The title problem is real and fixable

The seniority-respect dynamic in Indian engineering offices is not a character flaw. It is a cultural reality shaped by decades of how Indian tech companies are structured. Tenure matters. Hierarchy is visible. Title carries social weight that it does not carry in a remote-first environment where your work speaks for itself on a pull request.

Global companies can work around this. Some do. The ones that succeed hire into India with remote-first mandates, not office-first ones. They benchmark comp against what the person currently makes, not the Indian market median. They give titles based on scope and impact, not tenure, and they protect those titles from internal friction.

The ones that do not keep losing the engineers they most want. They wonder why their India hiring pipeline falls apart at the offer stage. The answer is usually one of the three things above.

What I actually want

I want to work on hard problems with good people. I want to be paid fairly. I want to do it from home, where I am most productive, close to my family.

That is not an unusual ask in 2026. Remote work is not a perk. For a lot of engineers, it is the baseline. Companies that treat it as a baseline get the engineers they want. The ones that treat Bangalore as a neutral requirement keep getting nos from people who would otherwise say yes.

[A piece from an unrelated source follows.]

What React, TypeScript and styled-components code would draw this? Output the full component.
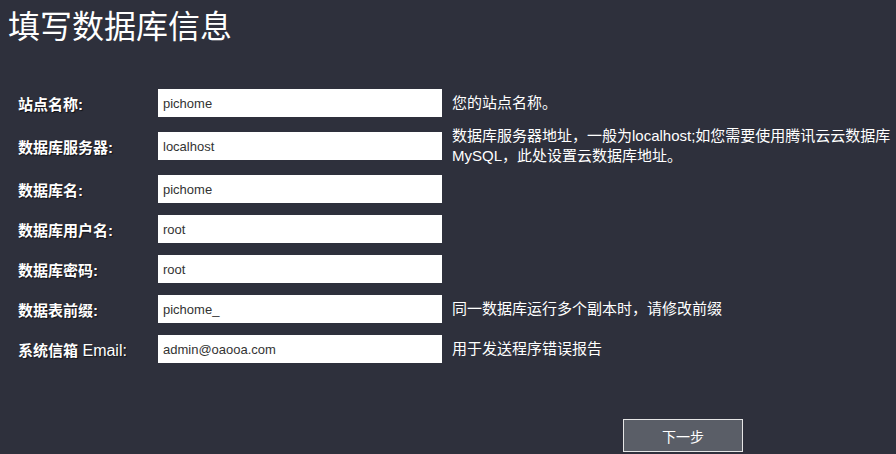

If I ever relocate, it will be for something that changes the trajectory. A US or UK role, with the visa, the market access, the network, the career surface area that comes with being physically present in those ecosystems. That trade is worth making. Bangalore is not that trade. It is the same career in a more expensive city with a longer commute.

I am not bitter. Both companies had good people and interesting work. The structural problem is not their fault. But it is their problem to solve if they want the best engineers India has to offer.

Bangalore is a great city. So is SF. So is London. None of them are upgrades for engineers who already built a life that works, on their own terms.

The sooner global companies understand that, the better their hiring will get. Not just in India. Everywhere.